In general, research has associated the regular practice of gratitude with physical benefits, such a stronger immune system, and higher levels of broad positive emotions as well as social benefits, such as being more forgiving, outgoing and feeling less lonely and isolated, Emmons writes. (The list of benefits compiled by the center is long.)
Sharing with others is an important aspect of gratitude, other research indicates. Sonja Lyubomirsky, of the University of California, Riverside, had people write letters expressing thanks to someone who had a positive impact on them. Some sent their letters to the person; others kept their letters. Those who shared their letters experienced stronger mental-health benefits than those who just wrote the letter, Simon-Thomas said.
The center, in collaboration with UC Davis, has awarded $3 million in grants to improve the scientific understanding of gratitude, including projects that examine the biology of gratitude.
Patron saint for resilience
The remarkable story of one woman's life and death refined Lewis' interest in resilience and inspired the World Gratitude Map.
"I guess the most amazing thing about my mom is she lived a very small life" — she wasn't famous, never had a great job or money, never made any high-profile accomplishments — "but people loved her," Lewis said of her mother Joan Zawoiski Lewis, otherwise known as Joannie from Pringle.

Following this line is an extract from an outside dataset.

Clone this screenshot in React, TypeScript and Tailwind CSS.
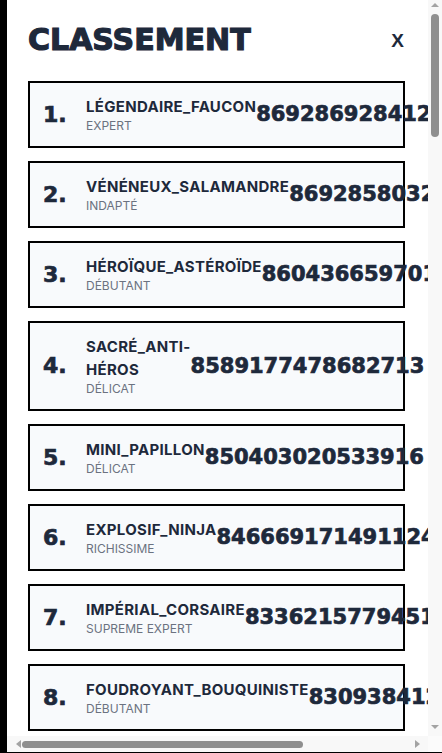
import React from 'react'

type Player = {
  name: string
  title: string
  score: string
}

const topPlayers: Player[] = [
  { name: 'LÉGENDAIRE_FAUCON', title: 'EXPERT', score: '869286928412357' },
  { name: 'VÉNÉNEUX_SALAMANDRE', title: 'INDAPTÉ', score: '869285803214675' },
  { name: 'HÉROÏQUE_ASTÉROÏDE', title: 'DÉBUTANT', score: '860436659701248' },
  { name: 'SACRÉ_ANTI-HÉROS', title: 'DÉLICAT', score: '8589177478682713' },
  { name: 'MINI_PAPILLON', title: 'DÉLICAT', score: '850403020533916' },
  { name: 'EXPLOSIF_NINJA', title: 'RICHISSIME', score: '846669171491124' },
  { name: 'IMPÉRIAL_CORSAIRE', title: 'SUPREME EXPERT', score: '833621577945102' },
  { name: 'FOUDROYANT_BOUQUINISTE', title: 'DÉBUTANT', score: '830938412650' },
]

const adjectives = ['RAPIDE', 'FÉROCE', 'DISCRET', 'GÉANT', 'MYSTIQUE', 'COSMIQUE', 'SAUVAGE', 'TURBO']
const nouns = ['LOUTRE', 'DRAGON', 'PINGOUIN', 'CACTUS', 'COMÈTE', 'HIBOU', 'TITAN', 'RENARD', 'PIRATE']
const titles = ['EXPERT', 'DÉBUTANT', 'DÉLICAT', 'INDAPTÉ', 'CONFIRMÉ', 'SUPREME EXPERT']

const morePlayers: Player[] = Array.from({ length: 4 }, (_, i) => ({
  name: `${adjectives[i % adjectives.length]}_${nouns[(i * 5) % nouns.length]}`,
  title: titles[(i * 7) % titles.length],
  score: String(829000000000 - i * 17364529871).slice(0, 12),
}))

const players = [...topPlayers, ...morePlayers]

const heavy = { fontFamily: '"DejaVu Sans", "Liberation Sans", sans-serif' }
const body = { fontFamily: 'Inter, "Open Sans", sans-serif' }

function PlayerCard({ rank, player }: { rank: number; player: Player }) {
  return (
    <div className="flex w-[377px] items-center border-2 border-black bg-[#f8fafc] pl-[13px] py-[12px]">
      <div
        className="w-[43px] shrink-0 text-[22px] font-bold leading-none text-[#1e293b] [-webkit-text-stroke:0.7px_#1e293b]"
        style={heavy}
      >
        {rank}.
      </div>
      <div className="flex flex-col" style={body}>
        <span className="text-[15px] font-bold leading-[23px] tracking-[0.02em] text-[#1e293b]">
          {player.name}
        </span>
        <span className="text-[12px] leading-[16px] text-[#6b7280]">{player.title}</span>
      </div>
      <div
        className="shrink-0 whitespace-nowrap text-[21px] font-bold leading-none text-[#1e293b] [-webkit-text-stroke:0.7px_#1e293b]"
        style={heavy}
      >
        {player.score}
      </div>
    </div>
  )
}

function Arrow({ dir }: { dir: 'up' | 'down' | 'left' | 'right' }) {
  const points = {
    up: '0,4 4,0 8,4',
    down: '0,0 8,0 4,4',
    left: '5,0 5,8 0,4',
    right: '0,0 0,8 5,4',
  }[dir]
  const vertical = dir === 'up' || dir === 'down'
  return (
    <svg width={vertical ? 8 : 5} height={vertical ? 4 : 8} viewBox={vertical ? '0 0 8 4' : '0 0 5 8'}>
      <polygon points={points} fill="#a3a3a3" />
    </svg>
  )
}

export default function App() {
  return (
    <div className="flex h-[753px] w-[442px] flex-col border-l-[7px] border-b-[1px] border-black bg-white">
      <div className="flex min-h-0 flex-1">
        {/* Scrolling content */}
        <div className="min-w-0 flex-1 overflow-hidden pl-[21px] pt-[22px]">
          {/* Header */}
          <div className="mb-[23px] flex w-[377px] items-center justify-between">
            <h1
              className="text-[30px] font-bold leading-[36px] text-[#1e293b] [-webkit-text-stroke:1.2px_#1e293b]"
              style={heavy}
            >
              CLASSEMENT
            </h1>
            <button
              className="mr-[1px] text-[19px] font-bold leading-none text-[#1e293b]"
              style={{ fontFamily: '"Liberation Sans", Arial, sans-serif' }}
            >
              X
            </button>
          </div>

          {/* Ranking list */}
          <div className="flex flex-col gap-[13px]">
            {players.map((player, i) => (
              <PlayerCard key={i} rank={i + 1} player={player} />
            ))}
          </div>
        </div>

        {/* Vertical scrollbar */}
        <div className="flex w-[14px] shrink-0 flex-col items-center bg-[#f8f8f8]">
          <div className="flex h-[12px] items-center pb-[2px]">
            <Arrow dir="up" />
          </div>
          <div className="flex-1">
            <div className="mt-[2px] h-[123px] w-[8px] rounded-full bg-[#8f8f8f]" />
          </div>
          <div className="flex h-[14px] items-start pt-[3px]">
            <Arrow dir="down" />
          </div>
        </div>
      </div>

      {/* Horizontal scrollbar */}
      <div className="flex h-[16px] shrink-0">
        <div className="flex flex-1 items-center bg-[#f8f8f8]">
          <div className="flex w-[15px] justify-end pr-[1px]">
            <Arrow dir="left" />
          </div>
          <div className="flex-1">
            <div className="h-[7px] w-[281px] rounded-full bg-[#8f8f8f]" />
          </div>
          <div className="flex w-[16px] pl-[3px]">
            <Arrow dir="right" />
          </div>
        </div>
        <div className="w-[14px] bg-[#fbfbfb]" />
      </div>
    </div>
  )
}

The nickname refers to the small borough in Wyoming Valley in Pennsylvania where Joan Lewis was born. "She retained that small-town simplicity," Jacqueline Lewis told LiveScience.
Joan Lewis' life had no shortage of hardship. Her brother was killed in an accident, her sister committed suicide, she nearly died from a massive hemorrhage while giving birth, her husband abused her and her children, and on May 7, 2011, she died of pancreatic cancer.
But it was how her mother died that caught Lewis’ attention. When Joan Lewis was diagnosed, she was told she would have weeks to live.
"My mom says, 'Oh don't make a fuss, just do something nice for somebody today and tell them to think of me,'" Lewis said.
Family and friends throughout the world reported doing good deeds in her name, including feeding the homeless, translating instructions for a non-English speaker, helping a stranger pay for groceries, and other small acts.
"While dying, her focus on these good deeds done by others kept her alive with end-stage pancreatic cancer past all reasonable prognosis," Lewis said. "The [World Gratitude Map] gives the rest of us a chance to move our eyes in the same direction, perhaps derive the same benefit."
Her mother lived 20 months after her diagnosis. Over this time, "I had a chance to marvel about what it was about my mom that made her different than everybody else," Lewis said.
She noted that even during doctors' visits while she was dying, Joan Lewis found a way to move her attention "to what is good and beautiful and possible in the world, and away from what is dismal," Lewis said.
"She just created a good life," Lewis said.
Lewis' collaborators on the World Gratitude Map and a blog about resilience are Rose Cheney and Kate Cheney.